Fabiano, 19 de fevereiro de 2008.

2 comentários:

Rosali Alves - Desenhista disse...
Este comentário foi removido pelo autor.
Anônimo disse...

Oi Fabiano. Muito legal! A maior revolução que uma pessoa pode fazer começa PELO SEU PRATO. Precisamos de um mundo vegetariano, por uma questão ÉTICA. A ética de respeitar os outros seres sencientes, pois o bicho homem não deve ter o direito de torturar e matar bilhões e bilhões de outros animais diariamente. Discordo de ti na questão de que seria justificável um consumo menor de carne ou na de que não se propõe o fim da pesca numa cidade como Rio Grande. Não existe meia escravidão, ou ela existe ou não existe.

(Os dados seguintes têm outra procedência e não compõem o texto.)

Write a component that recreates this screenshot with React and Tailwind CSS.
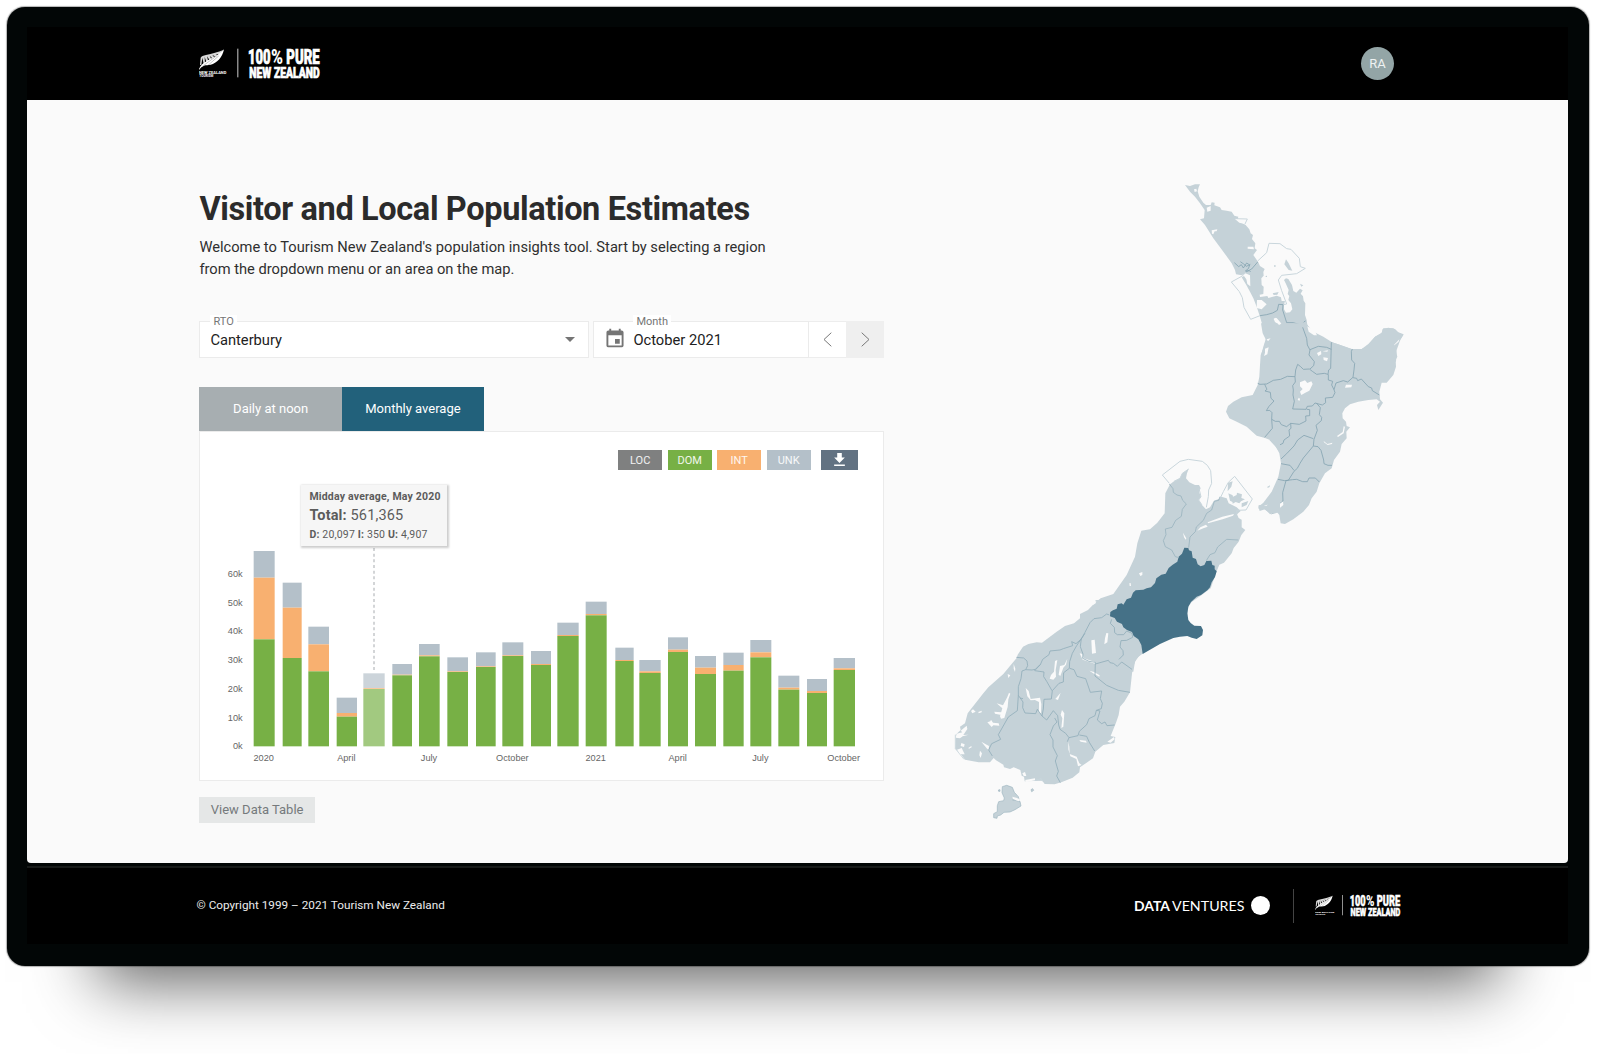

Nada justifica o homem utilizar outras expécies para qualquer fim. Assim como também nada justifica escravizar os da sua mesma espécie. O homem não é superior às outras espécies animais. Já disse o grande Charles Darwin, todas as espécies derivam de um único ser, as diferenças entre a espécie humana e as outras espécies animais é somente de grau.
Citando o Dr. Laerte Levai, membro do Ministério Público de SP, que recentemente esteve em Rio Grande: ...Porque se mostra tão difícil coibir a ação de pessoas que agridem, exploram e matam os animais? Respostas a essas indagações estão relacionadas à estrutura sócio-cultural em que vivemos, ou seja, ao sistema perverso que dita as regras do nosso comporatmento, da nossa metodologia científica, da nossa alimentação, do nosso vetuário, das nossas diversões e, porque não dizer, da nossa própria maneira de pensar. Conscientemente ou não, nós decretamos a miséria dos animais. As escolhas que fazemos têm sempre um viés de dominação, como se as outras espécies - tidas, preconceituosamente, como criaturas inferiores -, estivessem no mundo apenas para nos servir.

Olha, não haverá socialismo enquanto os humanos não aprenderem a respeitar as outras espécies.